Question #6: Explain Pascal’s “wager” concerning belief in God’s existence. Answer: Pascal started his talking by dividing people into three classes: first class, wise and happy people who found the god; second class, wise but unhappy people who were searching for god; and third class, foolish and unhappy people who didn’t believe in the existence of god. Indeed, Pascal’s purpose was very simple. Through his arguments, he was trying to convince persons in the third class and convert them into second class.

Surprisingly, he started by rejecting traditional proofs for the existence of god by old thinks. Then, he stated the littleness and loneliness of human being which most unbelievers agree. And the happiness, which all men are seeking, is not easy to find, but can be obtained from god. So far, Pascal had not made any change in unbelievers’ minds, but soon he started his “wager” strategy. As he said, unbelievers have two choices, “either God is, or is not” (187). Since every person needs to choose, either one or the other, it’s always better to “weigh the gain and the loss” (187) before final decisions.

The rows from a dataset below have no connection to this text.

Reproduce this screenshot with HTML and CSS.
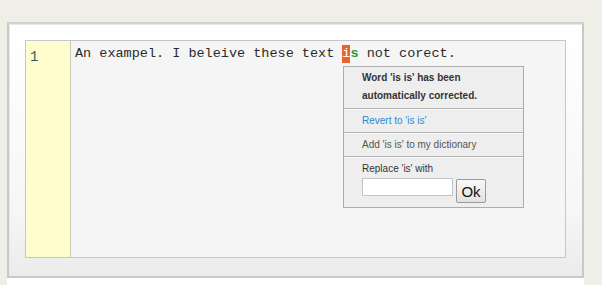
FILE: index.html
```html
<!DOCTYPE html>
<html>
<head>
<meta charset="utf-8">
<link rel="stylesheet" href="styles.css">
</head>
<body>
<div class="panel">
  <div class="editor">
    <div class="gutter">1</div>
    <div class="code">An exampel. I beleive these text <span class="hl">i</span><span class="ok">s</span> not corect.</div>
  </div>
</div>
<div class="panel-next"></div>
<div class="popup">
  <div class="sec msg">Word 'is is' has been<br>automatically corrected.</div>
  <div class="sec link">Revert to 'is is'</div>
  <div class="sec add">Add 'is is' to my dictionary</div>
  <div class="sec repl">
    <div class="repl-label">Replace 'is' with</div>
    <div class="repl-row">
      <input class="repl-input" type="text">
      <button class="repl-btn">Ok</button>
    </div>
  </div>
</div>
</body>
</html>
```
FILE: styles.css
```css
html, body {
  margin: 0;
  padding: 0;
}
body {
  background: #efeee7;
  padding: 22px 0 0 7px;
  font-family: "Liberation Sans", Arial, sans-serif;
  position: relative;
  height: 285px;
  box-sizing: border-box;
  overflow: hidden;
}
.panel {
  width: 577px;
  height: 256px;
  box-sizing: border-box;
  border: 2px solid #c9c9c9;
  border-top-color: #d2d2d2;
  background: linear-gradient(#ffffff, #f6f6f6 75%, #ebebeb);
  box-shadow: inset 1px 1px 0 #e8e8e8;
  padding: 16px 0 0 16px;
}
.panel-next {
  width: 577px;
  height: 10px;
  background: #fff;
}
.editor {
  display: flex;
  width: 541px;
  height: 218px;
  box-sizing: border-box;
  border: 1px solid #c6c6c6;
  background: #f5f5f5;
}
.gutter {
  width: 45px;
  box-sizing: border-box;
  background: #fffdcd;
  border-right: 1px solid #cbc8b4;
  padding: 7px 0 0 4px;
  font-family: "Liberation Mono", monospace;
  font-size: 14px;
  line-height: 18px;
  color: #2d5e5e;
}
.code {
  flex: 1;
  padding: 4px 0 0 4px;
  font-family: "Liberation Mono", monospace;
  font-size: 13.5px;
  line-height: 18px;
  color: #2a2a2a;
  white-space: pre;
}
.hl {
  background: #e9632b;
  color: #fff;
  padding: 1px 0 2px;
}
.ok {
  color: #2a9a3c;
  font-weight: bold;
}
.popup {
  position: absolute;
  left: 343px;
  top: 66px;
  width: 181px;
  height: 142px;
  box-sizing: border-box;
  border: 1px solid #acacac;
  background: #eeeeee;
  font-size: 10px;
}
.sec {
  padding: 0 0 0 18px;
  border-top: 1px solid #b4b4b4;
  box-shadow: inset 0 1px 0 #f8f8f8;
}
.sec:first-child {
  border-top: none;
  box-shadow: none;
}
.msg {
  font-weight: bold;
  color: #333;
  line-height: 18px;
  padding-top: 2px;
  padding-bottom: 3px;
}
.link {
  color: #2b8ad0;
  line-height: 18px;
  padding-top: 3px;
  padding-bottom: 2px;
}
.add {
  color: #555;
  line-height: 18px;
  padding-top: 3px;
  padding-bottom: 2px;
}
.repl {
  color: #333;
  padding-top: 5px;
}
.repl-label {
  line-height: 14px;
}
.repl-row {
  display: flex;
  align-items: flex-start;
  gap: 3px;
  margin-top: 2px;
}
.repl-input {
  width: 91px;
  height: 18px;
  box-sizing: border-box;
  margin: 0;
  padding: 0 2px;
  border: 1px solid #c4c4c4;
  background: #fff;
}
.repl-btn {
  margin: 1px 0 0 0;
  width: 30px;
  height: 24px;
  padding: 0;
  border: 1px solid #9a9a9a;
  border-radius: 2px;
  background: linear-gradient(#f8f8f8, #e2e2e2);
  font-family: "Liberation Sans", Arial, sans-serif;
  font-size: 15px;
  color: #111;
}
```
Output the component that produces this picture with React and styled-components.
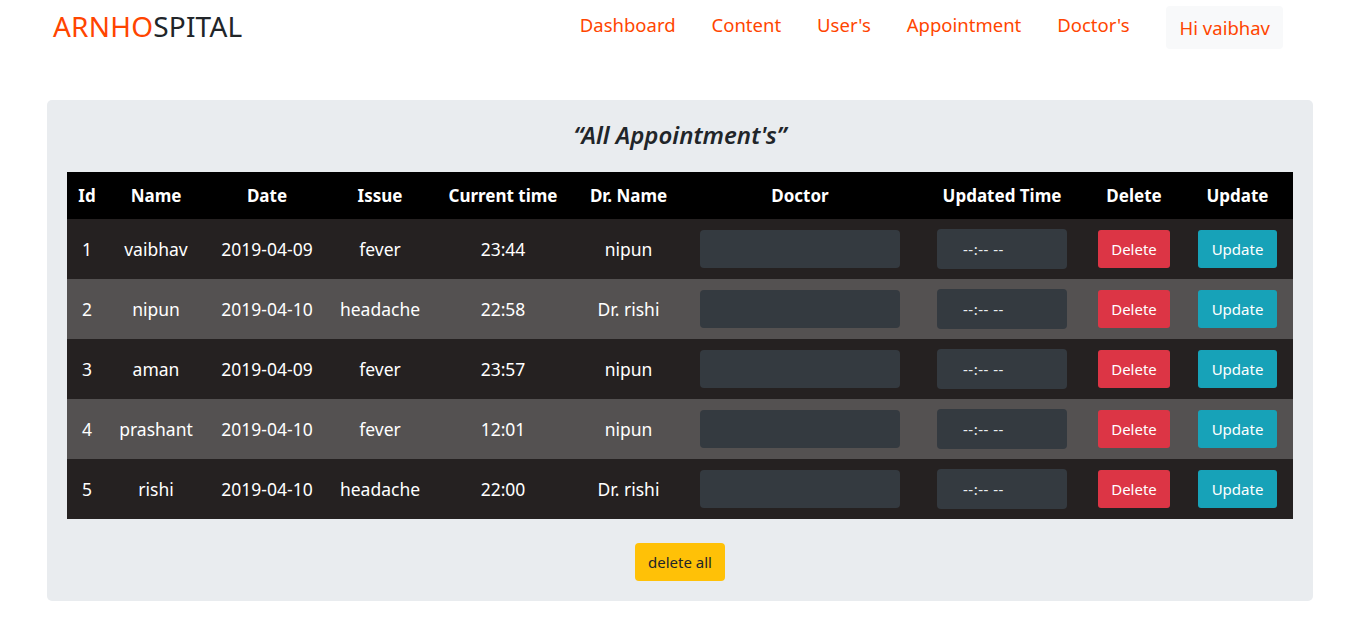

Assuming you wager god doesn’t exist, no matter he really exists or not, you have no chance to gain the happiness. On the other hand, if you wager god does exist, and he actually does, you win happiness; even if he doesn’t exist, you won’t lose anything. Therefore, your choice should be clear: wager the existence of god and take a chance to win happiness for free, instead of wasting your chance. Pascal’s whole strategy is quite smart. By establishing the situation “win everything or lose nothing”, people from third class can easily be convinced.